WILMINGTON: Democratic White House candidate Joe Biden makes the most important speech of his long political career on Thursday as he accepts the party’s nomination to take on Republican Donald Trump in an election taking place under the grim shadow of an unprecedented health and economic crisis.
“Donald Trump is not responsible for Covid-19 – but he does bear full responsibility for the failed national response,” Biden said ahead of his live television speech wrapping up the Democratic convention.
“We’ve got to hold him accountable this November,” the 77-year-old former vice-president and long-time senator from Delaware said in a tweet.
Biden, making his third White House bid after failing to win the nomination in 1988 and 2008, said he will use his speech to “discuss our plans to build back better and set this nation on a new path”.
As Democrats prepared to wrap up their four-day convention, federal prosecutors announced the arrest of Trump’s former top strategist Steve Bannon and a judge rejected the president’s bid to block the release of his financial records to the Manhattan district attorney.
Trump described Bannon’s arrest as a “sad event” before travelling to Pennsylvania to deliver remarks to supporters in the town of Old Forge near Biden’s birthplace of Scranton.
Pennsylvania, like Wisconsin, is one of a handful of states seen as crucial to Trump’s and Biden’s hopes of victory on Nov 3.
Painting himself as the law and order candidate, Trump accused Biden of being a “puppet of the radical left” and attacked his son Hunter Biden’s past business deals in Ukraine and China.
Trump was impeached by the Democratic-led House of Representatives in January for seeking political dirt on the Bidens from Ukraine but was acquitted by the Republican-majority Senate.
While his father was vice-president, Hunter Biden served on the board of a Ukrainian gas firm accused of corruption but has not been accused of any wrongdoing.
He has kept a low profile during his father’s campaign but is listed among those making remarks during the party convention’s final day.
‘Failure of leadership’
Because of the coronavirus pandemic, Biden will deliver his remarks to an audience consisting of only a few reporters, aides and family in his hometown of Wilmington, Delaware.
His acceptance speech will be the final salvo in a convention that was to have been held in the battleground state of Wisconsin – but ended up being almost entirely virtual because of Covid-19.
In a show of unity, other speakers on the convention’s final day include politicians who challenged Biden for the nomination – former South Bend, Indiana, mayor Pete Buttigieg, New York billionaire Michael Bloomberg, entrepreneur Andrew Yang and New Jersey Senator Cory Booker.
On Wednesday, California Senator Kamala Harris made history as she accepted the nomination to be Biden’s running mate.
Harris, the first black woman on a major party ticket, joined former president Barack Obama and Hillary Clinton, Trump’s 2016 opponent, in denouncing the president.

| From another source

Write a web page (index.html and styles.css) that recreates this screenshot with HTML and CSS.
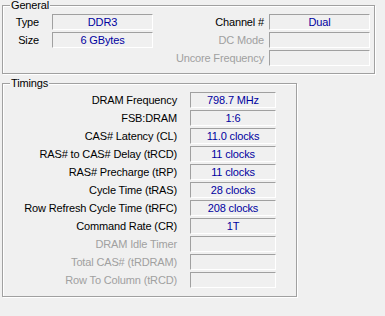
FILE: index.html
```html
<!DOCTYPE html>
<html>
<head>
<meta charset="utf-8">
<link rel="stylesheet" href="styles.css">
</head>
<body>
<div class="page">
  <div class="group general">
    <span class="group-title">General</span>
    <div class="general-body">
      <div class="col col-left">
        <span class="label">Type</span><span class="field">DDR3</span>
        <span class="label">Size</span><span class="field">6 GBytes</span>
      </div>
      <div class="col col-right">
        <span class="label">Channel #</span><span class="field">Dual</span>
        <span class="label disabled">DC Mode</span><span class="field"></span>
        <span class="label disabled">Uncore Frequency</span><span class="field"></span>
      </div>
    </div>
  </div>
  <div class="group timings">
    <span class="group-title">Timings</span>
    <div class="timings-body">
      <span class="label">DRAM Frequency</span><span class="field">798.7 MHz</span>
      <span class="label">FSB:DRAM</span><span class="field">1:6</span>
      <span class="label">CAS# Latency (CL)</span><span class="field">11.0 clocks</span>
      <span class="label">RAS# to CAS# Delay (tRCD)</span><span class="field">11 clocks</span>
      <span class="label">RAS# Precharge (tRP)</span><span class="field">11 clocks</span>
      <span class="label">Cycle Time (tRAS)</span><span class="field">28 clocks</span>
      <span class="label">Row Refresh Cycle Time (tRFC)</span><span class="field">208 clocks</span>
      <span class="label">Command Rate (CR)</span><span class="field">1T</span>
      <span class="label disabled">DRAM Idle Timer</span><span class="field"></span>
      <span class="label disabled">Total CAS# (tRDRAM)</span><span class="field"></span>
      <span class="label disabled">Row To Column (tRCD)</span><span class="field"></span>
    </div>
  </div>
</div>
</body>
</html>
```
FILE: styles.css
```css
html, body {
  margin: 0;
  padding: 0;
  background: #f0f0f0;
}
body {
  width: 385px;
  height: 316px;
  overflow: hidden;
  font-family: "Liberation Sans", Arial, sans-serif;
  font-size: 11px;
  letter-spacing: -0.15px;
  color: #000;
}
.page {
  padding: 5px 0 0 2px;
}
.group {
  position: relative;
  box-sizing: border-box;
  border: 1px solid #a0a0a0;
  box-shadow: inset 1px 1px #fff, 1px 1px #fff;
}
.group-title {
  position: absolute;
  top: -7px;
  left: 7px;
  padding: 0 1px;
  line-height: 13px;
  background: #f0f0f0;
}
.general {
  width: 373px;
  height: 69px;
}
.general-body {
  display: flex;
  justify-content: space-between;
  align-items: flex-start;
  padding: 8px 4px 0 0;
}
.col {
  display: grid;
  row-gap: 2px;
  align-items: center;
  align-content: start;
}
.col-left {
  grid-template-columns: 36px 101px;
  column-gap: 13px;
}
.col-right {
  grid-template-columns: auto 101px;
  column-gap: 5px;
}
.label {
  text-align: right;
  white-space: nowrap;
  line-height: 16px;
}
.label.disabled {
  color: #a0a0a0;
}
.field {
  box-sizing: border-box;
  height: 16px;
  line-height: 14px;
  text-align: center;
  color: #0000a0;
  border-top: 1px solid #a0a0a0;
  border-left: 1px solid #a0a0a0;
  border-right: 1px solid #fff;
  border-bottom: 1px solid #fff;
  white-space: nowrap;
}
.timings {
  margin-top: 9px;
  width: 295px;
  height: 214px;
}
.timings-body {
  display: grid;
  grid-template-columns: 174px 86px;
  column-gap: 13px;
  row-gap: 2px;
  align-items: center;
  padding: 8px 0 0 0;
}
```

“Donald Trump’s failure of leadership has cost lives and livelihoods,” Harris said.
“We’re at an inflection point.”
Obama urged voters “to believe in Joe and Kamala’s ability to lead this country out of dark times and build it back better”.
On handing over the White House to Trump in 2017, Obama said he thought the Republican “might show some interest in taking the job seriously; that he might come to feel the weight of the office and discover some reverence for the democracy that had been placed in his care”.
“But he never did,” the former president said.
Trump has left America’s “worst impulses unleashed, our proud reputation around the world badly diminished, and our democratic institutions threatened like never before”, Obama said.
Trump responded by telling reporters that Obama had been “a terrible president”.
Bannon arrest
In New York, prosecutors announced the arrest of Bannon and three others for defrauding hundreds of thousands of donors in a Mexico border wall fundraising campaign.
The online crowdfunding campaign known as “We Build the Wall” raised more than US$25 million which the defendants claimed would be used on construction but was instead used for their own profit, prosecutors said.
The arrest is the latest in a string of high-profile criminal probes into Trump’s inner circle which have seen the indictment or conviction of half a dozen of his close associates, including several key leaders of his 2016 campaign.
A US federal judge meanwhile refused Trump’s effort to block the release of his financial records subpoenaed by a New York grand jury in a case focused on hush money payments and possibly bank fraud.
Judge Victor Marrero rejected Trump’s argument that the demand for eight years of tax records from his accountants Mazars USA was too broad and constituted political harassment.
Manhattan district attorney Cyrus Vance opened a probe last year into Trump’s payments in 2016 to allegedly buy the silence of two women who claimed to have had affairs with him.